It illustrates the scale of the crackdown led by President Recep Tayyip Erdogan and the government of the ruling Justice and Development Party, which has seen tens of thousands of military personnel, police officers, judges, prosecutors and other civil servants arrested, detained or suspended from their posts. On Wednesday, Erdogan declared a state of emergency, the first since Turkey's 1980 military coup.
It also portends a crisis for the country's security forces. Turkey, which boasts the second-biggest military in NATO, can ill afford to have an army in disarray. The coup apparently originated from outside the chain of command, but the number of military officers implicated in the plot suggests a body blow for the cohesion and, perhaps, morale of Turkey's forces.
Some of the alleged conspirators include Gen. Akin Ozturk, the air force commander, and Gen. Adem Huduti, head of Turkey's Second Army, which is deployed along its borders with Syria, Iraq and Iran. Their commands are key to Turkey's efforts in the conflict in neighboring Syria, which includes sorties against the Islamic State militant group as well as Kurdish militias on both sides of the border.
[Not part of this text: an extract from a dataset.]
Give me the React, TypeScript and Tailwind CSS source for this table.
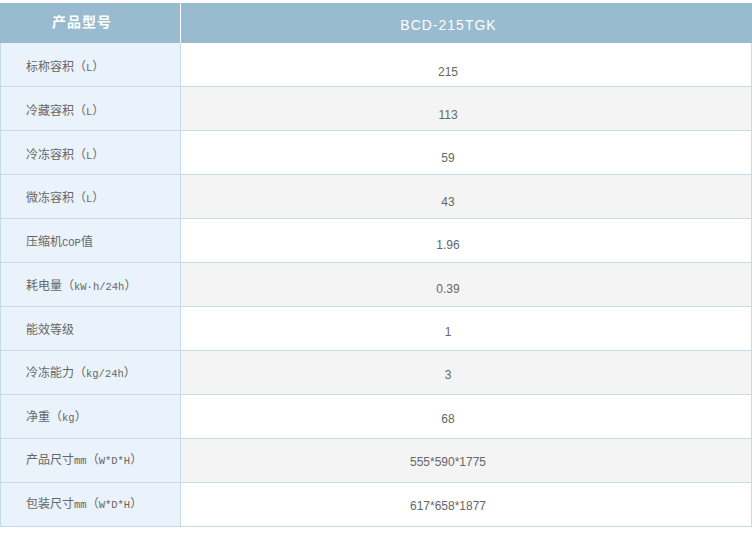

Fears swirl over the continued U.S. military presence and use of the pivotal Incirlik Air Base in southern Turkey, whose underground vaults happen to host about 50 hydrogen bombs, a significant chunk of NATO's nuclear arsenal. There are also concerns that Turkey's political tumult may disrupt its military role in Syria.
“The campaign could plateau, the campaign could suffer setbacks, I think that will be part of the conversations,” Soner Cagaptay, Turkey expert at the Washington Institute for Near East Policy, told the Wall Street Journal.
"The damage from this failed coup will continue to put pressure on Turkish institutions, including the military," writes Turkey scholar Aaron Stein. "The recent events suggest that the Turkish armed forces are deeply divided, and these divisions will hamper readiness, morale, and effectiveness moving forward."